[start PROVIDED DATA]

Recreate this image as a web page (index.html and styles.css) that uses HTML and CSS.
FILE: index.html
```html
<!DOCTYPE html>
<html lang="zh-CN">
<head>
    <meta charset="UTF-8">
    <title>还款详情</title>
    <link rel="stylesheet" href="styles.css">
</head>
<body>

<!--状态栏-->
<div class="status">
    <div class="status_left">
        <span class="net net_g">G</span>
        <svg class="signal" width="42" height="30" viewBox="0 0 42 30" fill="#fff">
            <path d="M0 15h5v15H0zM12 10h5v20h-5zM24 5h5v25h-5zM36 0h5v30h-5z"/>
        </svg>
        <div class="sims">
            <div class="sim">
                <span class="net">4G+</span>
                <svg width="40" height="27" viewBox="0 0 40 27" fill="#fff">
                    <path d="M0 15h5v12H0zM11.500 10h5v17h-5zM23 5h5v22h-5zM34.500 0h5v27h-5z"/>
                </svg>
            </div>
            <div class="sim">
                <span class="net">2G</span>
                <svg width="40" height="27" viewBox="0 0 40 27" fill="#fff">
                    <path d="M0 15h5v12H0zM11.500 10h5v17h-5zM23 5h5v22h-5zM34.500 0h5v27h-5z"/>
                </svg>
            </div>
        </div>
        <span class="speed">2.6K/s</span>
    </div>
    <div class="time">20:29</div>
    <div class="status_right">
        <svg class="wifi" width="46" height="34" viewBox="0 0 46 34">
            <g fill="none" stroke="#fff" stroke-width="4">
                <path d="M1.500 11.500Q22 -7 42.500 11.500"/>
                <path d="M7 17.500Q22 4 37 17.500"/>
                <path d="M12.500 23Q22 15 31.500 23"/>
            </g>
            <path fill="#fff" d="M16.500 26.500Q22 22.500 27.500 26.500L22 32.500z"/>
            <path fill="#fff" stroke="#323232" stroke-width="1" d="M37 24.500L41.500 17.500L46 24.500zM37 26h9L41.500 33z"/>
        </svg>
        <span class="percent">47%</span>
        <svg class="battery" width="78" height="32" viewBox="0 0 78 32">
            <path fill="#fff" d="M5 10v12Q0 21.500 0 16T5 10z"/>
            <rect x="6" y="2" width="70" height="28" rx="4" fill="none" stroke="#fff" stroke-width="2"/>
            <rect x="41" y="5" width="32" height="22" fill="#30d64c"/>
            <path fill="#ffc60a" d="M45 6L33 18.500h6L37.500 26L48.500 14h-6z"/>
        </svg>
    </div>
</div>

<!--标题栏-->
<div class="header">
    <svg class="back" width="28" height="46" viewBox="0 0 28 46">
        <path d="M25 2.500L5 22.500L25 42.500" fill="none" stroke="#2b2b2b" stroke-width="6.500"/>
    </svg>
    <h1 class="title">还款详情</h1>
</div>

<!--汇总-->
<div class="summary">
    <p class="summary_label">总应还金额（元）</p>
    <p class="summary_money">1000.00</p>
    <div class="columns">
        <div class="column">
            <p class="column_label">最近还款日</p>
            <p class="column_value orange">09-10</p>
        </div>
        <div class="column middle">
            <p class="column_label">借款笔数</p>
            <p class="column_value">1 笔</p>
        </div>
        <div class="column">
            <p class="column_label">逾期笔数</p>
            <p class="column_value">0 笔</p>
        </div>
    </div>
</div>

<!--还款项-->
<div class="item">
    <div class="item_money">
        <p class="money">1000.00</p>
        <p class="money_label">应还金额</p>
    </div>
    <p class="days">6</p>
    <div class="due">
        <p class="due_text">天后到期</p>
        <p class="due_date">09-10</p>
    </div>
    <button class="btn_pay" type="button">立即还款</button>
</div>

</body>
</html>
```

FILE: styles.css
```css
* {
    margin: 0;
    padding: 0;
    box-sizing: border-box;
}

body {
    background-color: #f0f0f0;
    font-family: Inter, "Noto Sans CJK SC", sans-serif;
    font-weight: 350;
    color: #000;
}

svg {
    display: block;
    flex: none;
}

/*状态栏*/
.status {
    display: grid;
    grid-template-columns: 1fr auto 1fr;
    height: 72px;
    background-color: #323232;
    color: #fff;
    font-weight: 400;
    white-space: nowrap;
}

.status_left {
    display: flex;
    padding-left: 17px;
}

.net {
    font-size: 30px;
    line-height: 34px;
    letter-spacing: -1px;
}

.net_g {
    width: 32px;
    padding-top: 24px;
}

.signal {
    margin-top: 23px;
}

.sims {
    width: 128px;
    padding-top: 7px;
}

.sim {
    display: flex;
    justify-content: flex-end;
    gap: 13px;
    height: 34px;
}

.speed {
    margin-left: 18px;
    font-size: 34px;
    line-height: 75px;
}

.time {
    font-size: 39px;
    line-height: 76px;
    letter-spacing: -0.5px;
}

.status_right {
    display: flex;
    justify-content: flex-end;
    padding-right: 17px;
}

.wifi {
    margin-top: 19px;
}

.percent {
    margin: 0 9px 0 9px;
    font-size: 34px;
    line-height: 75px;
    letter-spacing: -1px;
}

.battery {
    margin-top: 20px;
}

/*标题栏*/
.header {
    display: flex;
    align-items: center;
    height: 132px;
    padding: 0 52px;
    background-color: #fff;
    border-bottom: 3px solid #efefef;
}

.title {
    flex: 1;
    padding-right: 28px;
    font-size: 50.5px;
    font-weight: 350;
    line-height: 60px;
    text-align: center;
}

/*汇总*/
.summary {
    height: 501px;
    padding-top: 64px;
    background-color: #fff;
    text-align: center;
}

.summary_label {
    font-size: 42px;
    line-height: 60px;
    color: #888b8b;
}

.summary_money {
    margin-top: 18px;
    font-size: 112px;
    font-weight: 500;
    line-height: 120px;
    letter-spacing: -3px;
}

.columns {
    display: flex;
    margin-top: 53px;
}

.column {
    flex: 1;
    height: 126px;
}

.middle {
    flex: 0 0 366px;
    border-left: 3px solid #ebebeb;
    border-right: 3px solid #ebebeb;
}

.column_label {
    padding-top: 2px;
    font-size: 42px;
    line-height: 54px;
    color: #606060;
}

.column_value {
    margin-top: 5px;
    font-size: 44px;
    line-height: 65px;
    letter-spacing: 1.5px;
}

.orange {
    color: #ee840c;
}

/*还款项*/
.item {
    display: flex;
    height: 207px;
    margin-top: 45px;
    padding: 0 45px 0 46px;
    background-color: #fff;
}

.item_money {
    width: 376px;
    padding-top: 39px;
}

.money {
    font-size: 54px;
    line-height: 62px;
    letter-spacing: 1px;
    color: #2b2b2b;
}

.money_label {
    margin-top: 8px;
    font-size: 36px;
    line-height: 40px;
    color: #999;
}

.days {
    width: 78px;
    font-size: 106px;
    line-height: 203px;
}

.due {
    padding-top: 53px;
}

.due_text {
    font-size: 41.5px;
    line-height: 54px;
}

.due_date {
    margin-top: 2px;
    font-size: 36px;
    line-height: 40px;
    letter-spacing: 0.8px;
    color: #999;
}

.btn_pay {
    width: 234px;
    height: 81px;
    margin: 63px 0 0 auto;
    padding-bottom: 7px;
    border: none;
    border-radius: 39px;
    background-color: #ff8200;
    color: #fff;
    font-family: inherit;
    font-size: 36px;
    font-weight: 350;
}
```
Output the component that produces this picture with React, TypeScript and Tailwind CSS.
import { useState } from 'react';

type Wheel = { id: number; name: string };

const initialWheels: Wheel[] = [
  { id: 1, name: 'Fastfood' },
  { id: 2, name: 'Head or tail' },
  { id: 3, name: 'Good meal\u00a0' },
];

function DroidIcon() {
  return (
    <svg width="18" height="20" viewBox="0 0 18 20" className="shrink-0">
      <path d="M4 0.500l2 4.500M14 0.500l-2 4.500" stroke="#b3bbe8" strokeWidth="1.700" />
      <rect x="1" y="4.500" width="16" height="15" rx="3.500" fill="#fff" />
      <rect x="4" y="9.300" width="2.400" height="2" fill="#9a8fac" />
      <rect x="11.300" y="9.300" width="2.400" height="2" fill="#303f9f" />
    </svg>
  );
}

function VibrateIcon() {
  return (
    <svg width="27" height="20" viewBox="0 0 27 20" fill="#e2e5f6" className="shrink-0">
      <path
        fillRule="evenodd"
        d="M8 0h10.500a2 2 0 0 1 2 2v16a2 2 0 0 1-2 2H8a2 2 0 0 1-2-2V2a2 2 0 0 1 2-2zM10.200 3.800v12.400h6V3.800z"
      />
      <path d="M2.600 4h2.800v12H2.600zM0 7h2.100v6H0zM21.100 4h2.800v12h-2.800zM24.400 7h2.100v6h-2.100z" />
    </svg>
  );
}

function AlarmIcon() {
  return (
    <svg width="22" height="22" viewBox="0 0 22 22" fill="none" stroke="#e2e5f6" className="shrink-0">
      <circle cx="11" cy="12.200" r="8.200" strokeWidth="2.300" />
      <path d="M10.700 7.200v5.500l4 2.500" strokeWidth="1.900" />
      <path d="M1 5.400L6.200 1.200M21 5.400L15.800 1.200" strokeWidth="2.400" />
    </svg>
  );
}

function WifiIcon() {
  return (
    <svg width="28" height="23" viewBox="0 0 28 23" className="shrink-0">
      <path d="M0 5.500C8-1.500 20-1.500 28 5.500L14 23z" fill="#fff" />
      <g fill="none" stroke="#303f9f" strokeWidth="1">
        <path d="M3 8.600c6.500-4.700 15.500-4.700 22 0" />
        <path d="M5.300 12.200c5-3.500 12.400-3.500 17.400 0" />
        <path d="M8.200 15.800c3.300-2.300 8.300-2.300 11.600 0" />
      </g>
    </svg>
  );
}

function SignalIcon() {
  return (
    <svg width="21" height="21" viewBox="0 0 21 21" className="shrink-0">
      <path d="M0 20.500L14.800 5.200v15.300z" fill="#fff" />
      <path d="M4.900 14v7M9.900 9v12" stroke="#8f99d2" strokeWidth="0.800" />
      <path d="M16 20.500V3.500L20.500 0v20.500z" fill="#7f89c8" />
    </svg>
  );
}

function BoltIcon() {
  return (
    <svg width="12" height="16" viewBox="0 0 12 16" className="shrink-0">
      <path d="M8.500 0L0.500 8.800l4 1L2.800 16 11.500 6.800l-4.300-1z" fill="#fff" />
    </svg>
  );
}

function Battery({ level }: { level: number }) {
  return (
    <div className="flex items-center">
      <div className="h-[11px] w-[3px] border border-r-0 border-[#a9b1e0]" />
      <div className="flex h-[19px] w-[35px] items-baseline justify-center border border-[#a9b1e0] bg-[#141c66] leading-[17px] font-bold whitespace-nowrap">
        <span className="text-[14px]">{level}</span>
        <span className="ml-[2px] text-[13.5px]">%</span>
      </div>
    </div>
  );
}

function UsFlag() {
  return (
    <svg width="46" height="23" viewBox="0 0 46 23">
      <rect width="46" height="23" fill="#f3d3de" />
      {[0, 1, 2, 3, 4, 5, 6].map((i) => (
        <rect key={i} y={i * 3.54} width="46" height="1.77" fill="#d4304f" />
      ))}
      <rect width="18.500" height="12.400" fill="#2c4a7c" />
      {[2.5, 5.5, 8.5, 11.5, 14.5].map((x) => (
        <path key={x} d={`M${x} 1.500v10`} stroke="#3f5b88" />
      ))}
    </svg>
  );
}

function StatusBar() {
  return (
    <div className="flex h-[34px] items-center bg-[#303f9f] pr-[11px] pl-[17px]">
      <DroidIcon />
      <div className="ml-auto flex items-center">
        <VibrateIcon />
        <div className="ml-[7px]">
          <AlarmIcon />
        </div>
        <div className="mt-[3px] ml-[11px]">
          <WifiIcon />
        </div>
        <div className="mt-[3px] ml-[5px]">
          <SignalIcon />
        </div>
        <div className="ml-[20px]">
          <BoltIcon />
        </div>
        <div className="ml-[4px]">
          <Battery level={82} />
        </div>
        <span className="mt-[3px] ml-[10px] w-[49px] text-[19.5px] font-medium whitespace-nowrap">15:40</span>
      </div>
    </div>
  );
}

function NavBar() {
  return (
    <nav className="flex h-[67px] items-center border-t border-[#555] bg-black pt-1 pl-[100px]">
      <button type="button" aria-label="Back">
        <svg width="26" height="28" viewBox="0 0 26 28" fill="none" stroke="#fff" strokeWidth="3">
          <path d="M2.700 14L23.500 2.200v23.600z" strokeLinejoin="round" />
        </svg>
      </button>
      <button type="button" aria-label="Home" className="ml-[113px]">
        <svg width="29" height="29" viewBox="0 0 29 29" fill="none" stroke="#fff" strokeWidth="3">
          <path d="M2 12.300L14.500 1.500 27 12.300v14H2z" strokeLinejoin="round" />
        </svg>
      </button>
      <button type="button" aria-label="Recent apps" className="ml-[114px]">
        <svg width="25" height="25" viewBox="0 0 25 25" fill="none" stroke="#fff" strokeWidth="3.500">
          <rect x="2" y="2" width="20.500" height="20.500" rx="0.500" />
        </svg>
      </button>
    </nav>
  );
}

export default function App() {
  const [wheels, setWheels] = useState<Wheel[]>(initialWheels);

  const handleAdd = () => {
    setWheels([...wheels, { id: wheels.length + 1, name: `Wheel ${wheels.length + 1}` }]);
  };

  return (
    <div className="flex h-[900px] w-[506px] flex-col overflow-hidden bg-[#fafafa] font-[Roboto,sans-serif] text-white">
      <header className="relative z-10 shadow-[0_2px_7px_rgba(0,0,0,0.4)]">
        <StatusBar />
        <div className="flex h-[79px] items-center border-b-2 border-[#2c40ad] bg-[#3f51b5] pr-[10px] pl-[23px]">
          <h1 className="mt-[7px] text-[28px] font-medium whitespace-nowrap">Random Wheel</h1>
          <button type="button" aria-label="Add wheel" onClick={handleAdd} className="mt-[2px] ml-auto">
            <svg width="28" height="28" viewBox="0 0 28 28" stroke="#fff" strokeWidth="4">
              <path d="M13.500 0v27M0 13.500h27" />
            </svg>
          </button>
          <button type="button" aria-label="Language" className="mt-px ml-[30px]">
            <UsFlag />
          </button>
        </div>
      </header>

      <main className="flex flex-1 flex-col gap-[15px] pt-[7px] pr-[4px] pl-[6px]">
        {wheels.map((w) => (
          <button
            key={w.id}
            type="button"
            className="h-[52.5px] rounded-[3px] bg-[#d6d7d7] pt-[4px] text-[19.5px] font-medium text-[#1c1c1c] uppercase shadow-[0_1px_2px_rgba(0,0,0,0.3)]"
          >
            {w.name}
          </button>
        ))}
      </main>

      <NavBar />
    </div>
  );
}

[end PROVIDED DATA]

§ AIM
Gather each line holding the string "that".

§ REPLY
Recreate this image as a web page (index.html and styles.css) that uses HTML and CSS.
Output the component that produces this picture with React, TypeScript and Tailwind CSS.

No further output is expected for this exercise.